Stored data —
^^^^
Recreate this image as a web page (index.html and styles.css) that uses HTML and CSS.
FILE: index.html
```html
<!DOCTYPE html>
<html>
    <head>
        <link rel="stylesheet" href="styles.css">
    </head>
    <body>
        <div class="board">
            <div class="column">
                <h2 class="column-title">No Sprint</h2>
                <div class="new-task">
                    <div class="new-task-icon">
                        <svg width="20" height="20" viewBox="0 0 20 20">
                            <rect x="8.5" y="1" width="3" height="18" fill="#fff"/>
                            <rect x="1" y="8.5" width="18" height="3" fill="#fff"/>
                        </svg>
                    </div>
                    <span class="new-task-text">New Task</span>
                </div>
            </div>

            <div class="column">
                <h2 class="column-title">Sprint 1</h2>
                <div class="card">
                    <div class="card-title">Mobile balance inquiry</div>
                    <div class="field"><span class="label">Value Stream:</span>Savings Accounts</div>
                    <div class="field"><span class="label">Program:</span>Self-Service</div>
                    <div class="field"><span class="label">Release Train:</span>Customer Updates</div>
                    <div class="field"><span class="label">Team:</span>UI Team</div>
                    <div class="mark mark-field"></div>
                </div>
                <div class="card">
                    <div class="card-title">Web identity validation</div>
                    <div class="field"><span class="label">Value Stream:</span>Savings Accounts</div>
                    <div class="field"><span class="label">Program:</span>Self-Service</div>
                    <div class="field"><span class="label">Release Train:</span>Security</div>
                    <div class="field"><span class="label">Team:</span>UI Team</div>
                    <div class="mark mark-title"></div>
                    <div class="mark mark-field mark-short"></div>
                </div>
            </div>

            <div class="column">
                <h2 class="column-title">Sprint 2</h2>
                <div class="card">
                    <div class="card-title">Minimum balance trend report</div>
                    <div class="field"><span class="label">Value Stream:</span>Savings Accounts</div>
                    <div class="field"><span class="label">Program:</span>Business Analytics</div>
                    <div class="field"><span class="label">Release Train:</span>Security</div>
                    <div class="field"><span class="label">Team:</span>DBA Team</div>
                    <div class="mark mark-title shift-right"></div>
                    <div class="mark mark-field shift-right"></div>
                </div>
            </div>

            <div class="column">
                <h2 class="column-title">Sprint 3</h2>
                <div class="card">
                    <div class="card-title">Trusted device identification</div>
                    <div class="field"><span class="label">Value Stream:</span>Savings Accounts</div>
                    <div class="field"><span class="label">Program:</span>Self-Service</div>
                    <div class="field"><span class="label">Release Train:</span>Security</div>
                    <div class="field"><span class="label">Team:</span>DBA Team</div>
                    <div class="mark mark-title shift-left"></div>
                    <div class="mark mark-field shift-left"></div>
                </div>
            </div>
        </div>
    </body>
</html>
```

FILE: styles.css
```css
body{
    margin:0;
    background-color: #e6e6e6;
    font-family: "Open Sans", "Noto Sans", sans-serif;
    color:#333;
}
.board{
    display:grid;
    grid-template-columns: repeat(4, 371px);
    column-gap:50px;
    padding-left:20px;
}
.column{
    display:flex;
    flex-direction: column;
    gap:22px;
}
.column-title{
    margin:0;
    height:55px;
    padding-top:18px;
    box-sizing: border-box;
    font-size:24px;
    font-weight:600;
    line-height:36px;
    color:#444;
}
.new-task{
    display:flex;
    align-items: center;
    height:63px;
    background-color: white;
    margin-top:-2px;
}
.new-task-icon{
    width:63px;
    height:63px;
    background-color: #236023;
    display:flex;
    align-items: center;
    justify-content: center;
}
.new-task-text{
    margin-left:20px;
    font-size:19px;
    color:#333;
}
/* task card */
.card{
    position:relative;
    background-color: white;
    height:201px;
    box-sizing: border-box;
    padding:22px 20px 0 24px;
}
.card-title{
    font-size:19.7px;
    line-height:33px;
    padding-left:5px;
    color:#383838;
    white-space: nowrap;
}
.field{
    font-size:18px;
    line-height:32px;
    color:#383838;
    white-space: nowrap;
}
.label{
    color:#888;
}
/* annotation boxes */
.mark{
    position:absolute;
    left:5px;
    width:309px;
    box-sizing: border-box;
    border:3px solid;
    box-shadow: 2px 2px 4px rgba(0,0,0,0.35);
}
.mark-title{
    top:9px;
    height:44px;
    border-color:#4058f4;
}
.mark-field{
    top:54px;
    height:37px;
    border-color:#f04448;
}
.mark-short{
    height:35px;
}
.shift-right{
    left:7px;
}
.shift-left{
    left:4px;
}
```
^^^^
Work to complete — Please set down the whole listing above without altering a single line.

Correct response —
Recreate this image as a web page (index.html and styles.css) that uses HTML and CSS.
FILE: index.html
```html
<!DOCTYPE html>
<html>
    <head>
        <link rel="stylesheet" href="styles.css">
    </head>
    <body>
        <div class="board">
            <div class="column">
                <h2 class="column-title">No Sprint</h2>
                <div class="new-task">
                    <div class="new-task-icon">
                        <svg width="20" height="20" viewBox="0 0 20 20">
                            <rect x="8.5" y="1" width="3" height="18" fill="#fff"/>
                            <rect x="1" y="8.5" width="18" height="3" fill="#fff"/>
                        </svg>
                    </div>
                    <span class="new-task-text">New Task</span>
                </div>
            </div>

            <div class="column">
                <h2 class="column-title">Sprint 1</h2>
                <div class="card">
                    <div class="card-title">Mobile balance inquiry</div>
                    <div class="field"><span class="label">Value Stream:</span>Savings Accounts</div>
                    <div class="field"><span class="label">Program:</span>Self-Service</div>
                    <div class="field"><span class="label">Release Train:</span>Customer Updates</div>
                    <div class="field"><span class="label">Team:</span>UI Team</div>
                    <div class="mark mark-field"></div>
                </div>
                <div class="card">
                    <div class="card-title">Web identity validation</div>
                    <div class="field"><span class="label">Value Stream:</span>Savings Accounts</div>
                    <div class="field"><span class="label">Program:</span>Self-Service</div>
                    <div class="field"><span class="label">Release Train:</span>Security</div>
                    <div class="field"><span class="label">Team:</span>UI Team</div>
                    <div class="mark mark-title"></div>
                    <div class="mark mark-field mark-short"></div>
                </div>
            </div>

            <div class="column">
                <h2 class="column-title">Sprint 2</h2>
                <div class="card">
                    <div class="card-title">Minimum balance trend report</div>
                    <div class="field"><span class="label">Value Stream:</span>Savings Accounts</div>
                    <div class="field"><span class="label">Program:</span>Business Analytics</div>
                    <div class="field"><span class="label">Release Train:</span>Security</div>
                    <div class="field"><span class="label">Team:</span>DBA Team</div>
                    <div class="mark mark-title shift-right"></div>
                    <div class="mark mark-field shift-right"></div>
                </div>
            </div>

            <div class="column">
                <h2 class="column-title">Sprint 3</h2>
                <div class="card">
                    <div class="card-title">Trusted device identification</div>
                    <div class="field"><span class="label">Value Stream:</span>Savings Accounts</div>
                    <div class="field"><span class="label">Program:</span>Self-Service</div>
                    <div class="field"><span class="label">Release Train:</span>Security</div>
                    <div class="field"><span class="label">Team:</span>DBA Team</div>
                    <div class="mark mark-title shift-left"></div>
                    <div class="mark mark-field shift-left"></div>
                </div>
            </div>
        </div>
    </body>
</html>
```

FILE: styles.css
```css
body{
    margin:0;
    background-color: #e6e6e6;
    font-family: "Open Sans", "Noto Sans", sans-serif;
    color:#333;
}
.board{
    display:grid;
    grid-template-columns: repeat(4, 371px);
    column-gap:50px;
    padding-left:20px;
}
.column{
    display:flex;
    flex-direction: column;
    gap:22px;
}
.column-title{
    margin:0;
    height:55px;
    padding-top:18px;
    box-sizing: border-box;
    font-size:24px;
    font-weight:600;
    line-height:36px;
    color:#444;
}
.new-task{
    display:flex;
    align-items: center;
    height:63px;
    background-color: white;
    margin-top:-2px;
}
.new-task-icon{
    width:63px;
    height:63px;
    background-color: #236023;
    display:flex;
    align-items: center;
    justify-content: center;
}
.new-task-text{
    margin-left:20px;
    font-size:19px;
    color:#333;
}
/* task card */
.card{
    position:relative;
    background-color: white;
    height:201px;
    box-sizing: border-box;
    padding:22px 20px 0 24px;
}
.card-title{
    font-size:19.7px;
    line-height:33px;
    padding-left:5px;
    color:#383838;
    white-space: nowrap;
}
.field{
    font-size:18px;
    line-height:32px;
    color:#383838;
    white-space: nowrap;
}
.label{
    color:#888;
}
/* annotation boxes */
.mark{
    position:absolute;
    left:5px;
    width:309px;
    box-sizing: border-box;
    border:3px solid;
    box-shadow: 2px 2px 4px rgba(0,0,0,0.35);
}
.mark-title{
    top:9px;
    height:44px;
    border-color:#4058f4;
}
.mark-field{
    top:54px;
    height:37px;
    border-color:#f04448;
}
.mark-short{
    height:35px;
}
.shift-right{
    left:7px;
}
.shift-left{
    left:4px;
}
```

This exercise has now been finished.